Issue (i): whether the appeals were competent against the decree passed on the revised award.
Analysis: The decree was founded on the revised award submitted after remittal. Objections to that revised award were treated as objections challenging its validity, and the court held that a party aggrieved by an invalid remittal could question the revised award on that ground. The absence of a formal application to set aside the revised award was held to be a mere technicality. The appellate challenge was therefore maintainable.
Conclusion: The appeals were held to be competent.
Issue (ii): whether the award was validly remitted and, on merits, whether the arbitrator had adopted the correct basis for valuing the dissentient shareholders' interest under the company-law provision.
Analysis: The arbitrator had valued the dissentients' interest by taking the estimated market value of the company's net assets and dividing it by the number of ordinary shares.
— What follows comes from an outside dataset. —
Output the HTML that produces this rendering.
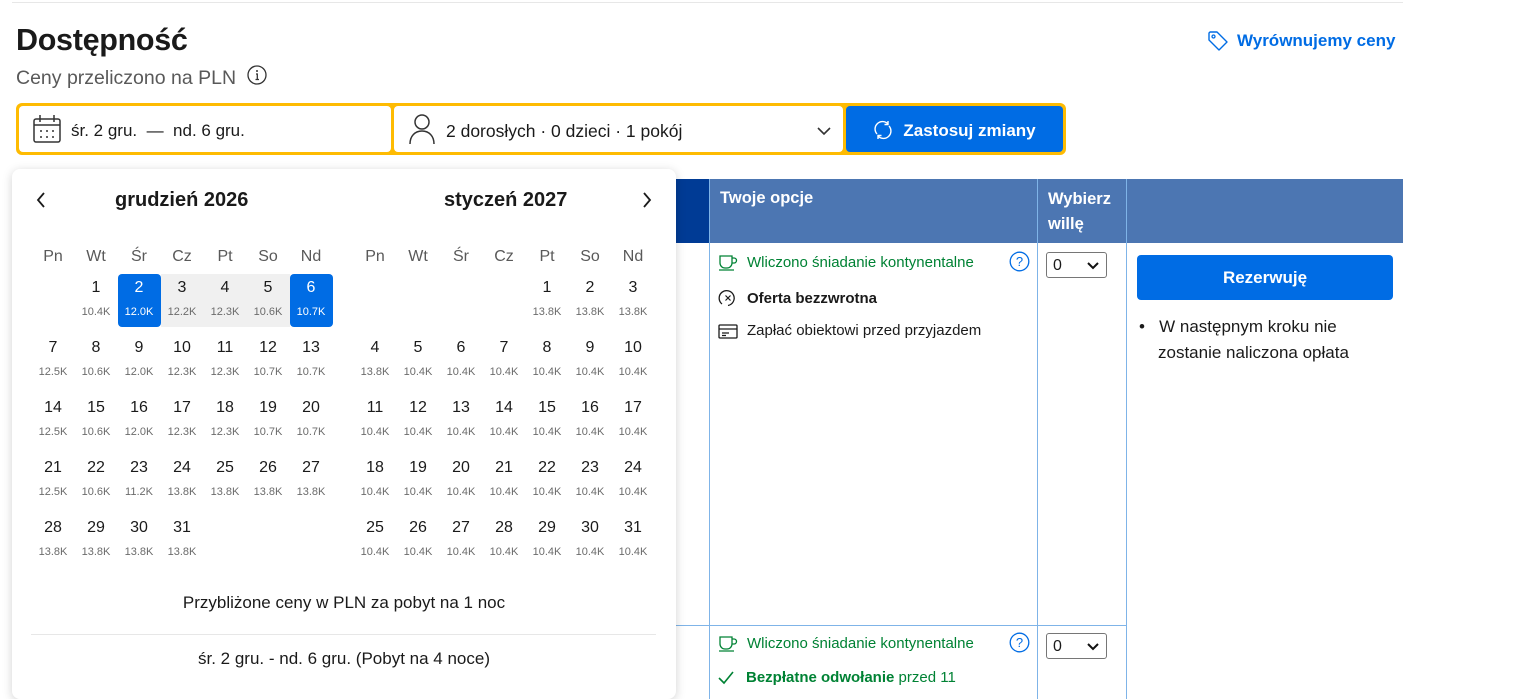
<!DOCTYPE html>
<html><head><meta charset="utf-8"><style>
*{box-sizing:border-box;margin:0;padding:0}
body{width:1534px;height:688px;overflow:hidden;background:#fff;font-family:"Liberation Sans",sans-serif;color:#1a1a1a;position:relative}
.a{position:absolute}
.topline{left:12px;top:2px;width:1391px;height:1px;background:#e7e7e7}
h1{position:absolute;left:16px;top:23px;font-size:30.5px;font-weight:700;letter-spacing:-0.3px}
.sub{left:16px;top:65px;font-size:19.5px;color:#595959}
.bar{left:16px;top:103px;width:1050px;height:52px;background:#febb02;border-radius:6px}
.f{background:#fff;border-radius:4px;top:3px;height:46px;display:flex;align-items:center;font-size:17px;padding-top:4px}
.btn{background:#006ce4;color:#fff;font-weight:700;font-size:17px;justify-content:center}
.cal{left:12px;top:169px;width:664px;height:530px;background:#fff;border-radius:8px;box-shadow:0 2px 10px rgba(0,0,0,.18);z-index:5}
.mt{top:20px;font-size:20px;font-weight:700}
.grid{top:76px;width:301px;display:flex;flex-wrap:wrap}
.c{width:43px;height:60px;text-align:center;position:relative}
.c .n{font-size:16px;position:absolute;top:5px;left:0;right:0}
.c .p{font-size:11px;color:#6b6b6b;position:absolute;top:32px;left:0;right:0}
.wd{width:43px;height:20px;text-align:center;font-size:16px;color:#595959;padding-top:2px}
.sel{background:#006ce4;border-radius:4px;color:#fff}
.sel .p{color:#fff}
.rng{background:#f0f0f0}
.th{top:179px;height:64px;background:#4c76b2;color:#fff;font-weight:700;font-size:16px}
.vl{width:1px;background:#7fb4e8}
.g{color:#008234}
</style></head><body>
<div class="a topline"></div>
<h1>Dostępność</h1>
<div class="a sub">Ceny przeliczono na PLN <svg style="vertical-align:-1px;margin-left:6px" width="20" height="20" viewBox="0 0 20 20"><circle cx="10" cy="10" r="9" fill="none" stroke="#333" stroke-width="1.3"/><circle cx="10" cy="6" r="1" fill="#333"/><path d="M9 9h1.3v5.5M8.5 14.5h3.5" stroke="#333" fill="none" stroke-width="1.3"/></svg></div>
<div class="a" style="left:1207px;top:30px;color:#006ce4;font-size:17px;font-weight:700;display:flex;align-items:center;gap:8px"><svg width="22" height="22" viewBox="0 0 22 22"><path d="M2 3v7l10 10 8-8L10 2H3z" fill="none" stroke="#006ce4" stroke-width="1.4" stroke-linejoin="round"/><circle cx="6.5" cy="6.5" r="1.5" fill="none" stroke="#006ce4" stroke-width="1.3"/></svg>Wyrównujemy ceny</div>
<div class="a bar">
 <div class="a f" style="left:3px;width:372px"><svg style="margin:-4px 8px 0 12px" width="32" height="32" viewBox="0 0 32 32"><rect x="3" y="6" width="26" height="23" rx="2" fill="none" stroke="#333" stroke-width="1.5"/><path d="M3 12h26M9 2v7M23 2v7" stroke="#333" stroke-width="1.5"/><g fill="#333"><circle cx="10" cy="18" r="1"/><circle cx="16" cy="18" r="1"/><circle cx="22" cy="18" r="1"/><circle cx="10" cy="24" r="1"/><circle cx="16" cy="24" r="1"/><circle cx="22" cy="24" r="1"/></g></svg>śr. 2 gru. &nbsp;—&nbsp; nd. 6 gru.</div>
 <div class="a f" style="left:378px;width:449px;font-size:17.5px"><svg style="margin:-4px 10px 0 14px" width="28" height="32" viewBox="0 0 28 32"><circle cx="14" cy="9" r="7" fill="none" stroke="#333" stroke-width="1.5"/><path d="M2 31c0-8 5-13 12-13s12 5 12 13" fill="none" stroke="#333" stroke-width="1.5"/></svg>2 dorosłych · 0 dzieci · 1 pokój<svg style="position:absolute;right:12px;top:20px" width="14" height="10" viewBox="0 0 14 10"><path d="M1 2l6 6 6-6" fill="none" stroke="#333" stroke-width="1.6"/></svg></div>
 <div class="a f btn" style="left:830px;width:217px"><svg style="margin:-3px 10px 0 0" width="20" height="20" viewBox="0 0 20 20"><path d="M4 14A7 7 0 0 1 15 4M16 6A7 7 0 0 1 5 16" fill="none" stroke="#fff" stroke-width="1.4"/><path d="M15 1v3.5h-3.5M5 19v-3.5h3.5" fill="none" stroke="#fff" stroke-width="1.4"/></svg>Zastosuj zmiany</div>
</div>

<div class="a th" style="left:676px;width:33px;background:#003b95"></div>
<div class="a th" style="left:709px;width:694px"></div>
<div class="a" style="left:720px;top:189px;color:#fff;font-weight:700;font-size:16.5px;z-index:2">Twoje opcje</div>
<div class="a" style="left:1048px;top:187px;color:#fff;font-weight:700;font-size:16.5px;line-height:25px;z-index:2">Wybierz<br>willę</div>
<div class="a vl" style="left:709px;top:179px;height:520px"></div>
<div class="a vl" style="left:1037px;top:179px;height:520px"></div>
<div class="a vl" style="left:1126px;top:179px;height:520px"></div>
<div class="a" style="left:676px;top:625px;width:451px;height:1px;background:#7fb4e8"></div>

<div class="a g" style="left:718px;top:254px;font-size:15px;display:flex;align-items:center;gap:9px"><svg width="20" height="16" viewBox="0 0 20 16"><path d="M2 1h12v7a5 5 0 0 1-5 5h-2a5 5 0 0 1-5-5zM14 3h2a2.5 2.5 0 0 1 0 5h-2M1 15h15" fill="none" stroke="#008234" stroke-width="1.3"/></svg>Wliczono śniadanie kontynentalne</div>
<svg class="a" style="left:1009px;top:251px" width="21" height="21" viewBox="0 0 21 21"><circle cx="10.5" cy="10.5" r="9.3" fill="none" stroke="#006ce4" stroke-width="1.3"/><text x="10.5" y="15" font-size="13" text-anchor="middle" fill="#006ce4" font-family="Liberation Sans">?</text></svg>
<div class="a" style="left:718px;top:288px;font-size:15px;font-weight:700;display:flex;align-items:center;gap:9px"><svg width="20" height="20" viewBox="0 0 20 20"><path d="M4 16A7.5 7.5 0 1 1 10 17.5" fill="none" stroke="#1a1a1a" stroke-width="1.3"/><path d="M7.5 7.5l5 5M12.5 7.5l-5 5" stroke="#1a1a1a" stroke-width="1.2"/></svg>Oferta bezzwrotna</div>
<div class="a" style="left:718px;top:322px;font-size:15px;display:flex;align-items:center;gap:9px"><svg width="20" height="16" viewBox="0 0 20 16"><rect x="1" y="2" width="18" height="13" rx="1" fill="none" stroke="#1a1a1a" stroke-width="1.3"/><path d="M1 6h18M4 10h7M4 12.5h4" stroke="#1a1a1a" stroke-width="1.2"/></svg>Zapłać obiektowi przed przyjazdem</div>
<div class="a" style="left:1046px;top:252px;width:61px;height:26px;border:1px solid #767676;border-radius:3px;font-size:16px;padding:4px 6px">0<svg style="position:absolute;right:7px;top:9px" width="12" height="8" viewBox="0 0 12 8"><path d="M1 1l5 5 5-5" fill="none" stroke="#111" stroke-width="2"/></svg></div>
<div class="a" style="left:1137px;top:255px;width:256px;height:45px;background:#006ce4;border-radius:4px;color:#fff;font-weight:700;font-size:17px;display:flex;align-items:center;justify-content:center">Rezerwuję</div>
<div class="a" style="left:1139px;top:314px;font-size:17px;line-height:26px">•&nbsp;&nbsp; W następnym kroku nie<br><span style="padding-left:19px">zostanie naliczona opłata</span></div>

<div class="a g" style="left:718px;top:635px;font-size:15px;display:flex;align-items:center;gap:9px"><svg width="20" height="16" viewBox="0 0 20 16"><path d="M2 1h12v7a5 5 0 0 1-5 5h-2a5 5 0 0 1-5-5zM14 3h2a2.5 2.5 0 0 1 0 5h-2M1 15h15" fill="none" stroke="#008234" stroke-width="1.3"/></svg>Wliczono śniadanie kontynentalne</div>
<svg class="a" style="left:1009px;top:632px" width="21" height="21" viewBox="0 0 21 21"><circle cx="10.5" cy="10.5" r="9.3" fill="none" stroke="#006ce4" stroke-width="1.3"/><text x="10.5" y="15" font-size="13" text-anchor="middle" fill="#006ce4" font-family="Liberation Sans">?</text></svg>
<div class="a g" style="left:718px;top:669px;font-size:15px;display:flex;align-items:center;gap:12px"><svg width="16" height="14" viewBox="0 0 16 14"><path d="M1 7l5 5L15 1" fill="none" stroke="#008234" stroke-width="1.6"/></svg><span><b>Bezpłatne odwołanie</b> przed 11</span></div>
<div class="a" style="left:1046px;top:633px;width:61px;height:26px;border:1px solid #767676;border-radius:3px;font-size:16px;padding:4px 6px">0<svg style="position:absolute;right:7px;top:9px" width="12" height="8" viewBox="0 0 12 8"><path d="M1 1l5 5 5-5" fill="none" stroke="#111" stroke-width="2"/></svg></div>

<div class="a cal">
 <svg class="a" style="left:23px;top:22px" width="12" height="18" viewBox="0 0 12 18"><path d="M9 2L3 9l6 7" fill="none" stroke="#1a1a1a" stroke-width="1.8"/></svg>
 <svg class="a" style="left:629px;top:22px" width="12" height="18" viewBox="0 0 12 18"><path d="M3 2l6 7-6 7" fill="none" stroke="#1a1a1a" stroke-width="1.8"/></svg>
 <div class="a mt" style="left:103px">grudzień 2026</div>
 <div class="a mt" style="left:432px">styczeń 2027</div>
 <div class="a" style="left:19.5px;top:77px;display:flex"><div class="wd">Pn</div><div class="wd">Wt</div><div class="wd">Śr</div><div class="wd">Cz</div><div class="wd">Pt</div><div class="wd">So</div><div class="wd">Nd</div></div>
 <div class="a" style="left:341.5px;top:77px;display:flex"><div class="wd">Pn</div><div class="wd">Wt</div><div class="wd">Śr</div><div class="wd">Cz</div><div class="wd">Pt</div><div class="wd">So</div><div class="wd">Nd</div></div>
 <div class="a grid" style="left:19.5px;top:105px">
  <div class="c"></div>
  <div class="c"><div class="n">1</div><div class="p">10.4K</div></div>
  <div class="c sel" style="height:53px"><div class="n">2</div><div class="p">12.0K</div></div>
  <div class="c rng" style="height:53px"><div class="n">3</div><div class="p">12.2K</div></div>
  <div class="c rng" style="height:53px"><div class="n">4</div><div class="p">12.3K</div></div>
  <div class="c rng" style="height:53px"><div class="n">5</div><div class="p">10.6K</div></div>
  <div class="c sel" style="height:53px;margin-bottom:7px"><div class="n">6</div><div class="p">10.7K</div></div>
  <div class="c"><div class="n">7</div><div class="p">12.5K</div></div><div class="c"><div class="n">8</div><div class="p">10.6K</div></div><div class="c"><div class="n">9</div><div class="p">12.0K</div></div><div class="c"><div class="n">10</div><div class="p">12.3K</div></div><div class="c"><div class="n">11</div><div class="p">12.3K</div></div><div class="c"><div class="n">12</div><div class="p">10.7K</div></div><div class="c"><div class="n">13</div><div class="p">10.7K</div></div>
  <div class="c"><div class="n">14</div><div class="p">12.5K</div></div><div class="c"><div class="n">15</div><div class="p">10.6K</div></div><div class="c"><div class="n">16</div><div class="p">12.0K</div></div><div class="c"><div class="n">17</div><div class="p">12.3K</div></div><div class="c"><div class="n">18</div><div class="p">12.3K</div></div><div class="c"><div class="n">19</div><div class="p">10.7K</div></div><div class="c"><div class="n">20</div><div class="p">10.7K</div></div>
  <div class="c"><div class="n">21</div><div class="p">12.5K</div></div><div class="c"><div class="n">22</div><div class="p">10.6K</div></div><div class="c"><div class="n">23</div><div class="p">11.2K</div></div><div class="c"><div class="n">24</div><div class="p">13.8K</div></div><div class="c"><div class="n">25</div><div class="p">13.8K</div></div><div class="c"><div class="n">26</div><div class="p">13.8K</div></div><div class="c"><div class="n">27</div><div class="p">13.8K</div></div>
  <div class="c"><div class="n">28</div><div class="p">13.8K</div></div><div class="c"><div class="n">29</div><div class="p">13.8K</div></div><div class="c"><div class="n">30</div><div class="p">13.8K</div></div><div class="c"><div class="n">31</div><div class="p">13.8K</div></div>
 </div>
 <div class="a grid" style="left:341.5px;top:105px">
  <div class="c"></div><div class="c"></div><div class="c"></div><div class="c"></div>
  <div class="c"><div class="n">1</div><div class="p">13.8K</div></div><div class="c"><div class="n">2</div><div class="p">13.8K</div></div><div class="c"><div class="n">3</div><div class="p">13.8K</div></div>
  <div class="c"><div class="n">4</div><div class="p">13.8K</div></div><div class="c"><div class="n">5</div><div class="p">10.4K</div></div><div class="c"><div class="n">6</div><div class="p">10.4K</div></div><div class="c"><div class="n">7</div><div class="p">10.4K</div></div><div class="c"><div class="n">8</div><div class="p">10.4K</div></div><div class="c"><div class="n">9</div><div class="p">10.4K</div></div><div class="c"><div class="n">10</div><div class="p">10.4K</div></div>
  <div class="c"><div class="n">11</div><div class="p">10.4K</div></div><div class="c"><div class="n">12</div><div class="p">10.4K</div></div><div class="c"><div class="n">13</div><div class="p">10.4K</div></div><div class="c"><div class="n">14</div><div class="p">10.4K</div></div><div class="c"><div class="n">15</div><div class="p">10.4K</div></div><div class="c"><div class="n">16</div><div class="p">10.4K</div></div><div class="c"><div class="n">17</div><div class="p">10.4K</div></div>
  <div class="c"><div class="n">18</div><div class="p">10.4K</div></div><div class="c"><div class="n">19</div><div class="p">10.4K</div></div><div class="c"><div class="n">20</div><div class="p">10.4K</div></div><div class="c"><div class="n">21</div><div class="p">10.4K</div></div><div class="c"><div class="n">22</div><div class="p">10.4K</div></div><div class="c"><div class="n">23</div><div class="p">10.4K</div></div><div class="c"><div class="n">24</div><div class="p">10.4K</div></div>
  <div class="c"><div class="n">25</div><div class="p">10.4K</div></div><div class="c"><div class="n">26</div><div class="p">10.4K</div></div><div class="c"><div class="n">27</div><div class="p">10.4K</div></div><div class="c"><div class="n">28</div><div class="p">10.4K</div></div><div class="c"><div class="n">29</div><div class="p">10.4K</div></div><div class="c"><div class="n">30</div><div class="p">10.4K</div></div><div class="c"><div class="n">31</div><div class="p">10.4K</div></div>
 </div>
 <div class="a" style="left:0;width:664px;top:424px;text-align:center;font-size:17px">Przybliżone ceny w PLN za pobyt na 1 noc</div>
 <div class="a" style="left:19px;top:465px;width:625px;height:1px;background:#e7e7e7"></div>
 <div class="a" style="left:0;width:664px;top:480px;text-align:center;font-size:17px">śr. 2 gru. - nd. 6 gru. (Pobyt na 4 noce)</div>
</div>
</body></html>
The court held that this treated the shareholder as a co-owner of the company's assets and equated the price of the interest with a pro rata share of break-up value, which was legally incorrect. The proper enquiry was the price that the dissentient interest would fetch in a notional sale immediately before the winding-up resolution, taking the company's assets and liabilities into account along with other relevant factors. Since the original award proceeded on a wrong legal basis, remittal for reconsideration was justified.
Conclusion: The remittal was upheld and the revised award was not shown to be invalid.
Final Conclusion: The decrees based on the revised award were sustained, and the shareholders' appeals failed.
Ratio Decidendi: In valuing a dissentient shareholder's interest under the transfer-and-winding-up provision, the arbitrator must assess the price the interest would fetch in a notional sale on the relevant date, not mechanically apportion the company's net assets by shareholding; an award founded on the latter mistaken basis may validly be remitted for reconsideration.